======== INPUT FOR THIS TASK
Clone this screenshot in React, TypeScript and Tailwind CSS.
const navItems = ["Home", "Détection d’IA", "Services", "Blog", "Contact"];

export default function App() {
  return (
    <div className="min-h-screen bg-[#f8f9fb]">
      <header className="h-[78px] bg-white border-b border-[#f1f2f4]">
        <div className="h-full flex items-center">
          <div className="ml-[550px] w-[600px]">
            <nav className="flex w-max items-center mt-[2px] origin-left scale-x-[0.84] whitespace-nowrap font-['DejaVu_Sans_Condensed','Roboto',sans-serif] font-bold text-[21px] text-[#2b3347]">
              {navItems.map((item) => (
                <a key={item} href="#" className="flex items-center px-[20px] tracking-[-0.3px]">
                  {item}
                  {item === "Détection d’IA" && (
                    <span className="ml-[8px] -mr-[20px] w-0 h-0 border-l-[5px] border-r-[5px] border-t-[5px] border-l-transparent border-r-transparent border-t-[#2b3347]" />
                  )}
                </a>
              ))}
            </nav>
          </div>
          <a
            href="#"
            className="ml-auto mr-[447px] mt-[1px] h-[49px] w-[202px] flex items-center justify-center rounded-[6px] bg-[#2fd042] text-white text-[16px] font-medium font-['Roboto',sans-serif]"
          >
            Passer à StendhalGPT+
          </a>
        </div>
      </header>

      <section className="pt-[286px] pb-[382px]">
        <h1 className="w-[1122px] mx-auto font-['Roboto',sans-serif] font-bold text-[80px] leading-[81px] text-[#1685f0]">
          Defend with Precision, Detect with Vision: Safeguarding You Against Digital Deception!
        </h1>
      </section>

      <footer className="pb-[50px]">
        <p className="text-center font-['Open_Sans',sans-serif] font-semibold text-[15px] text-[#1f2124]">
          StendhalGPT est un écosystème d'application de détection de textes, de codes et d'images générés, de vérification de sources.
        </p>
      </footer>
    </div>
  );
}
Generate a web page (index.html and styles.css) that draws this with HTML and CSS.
================
Search the records for the string "with" and return every line in which it occurs.

          Defend with Precision, Detect with Vision: Safeguarding You Against Digital Deception!
Generate a web page (index.html and styles.css) that draws this with HTML and CSS.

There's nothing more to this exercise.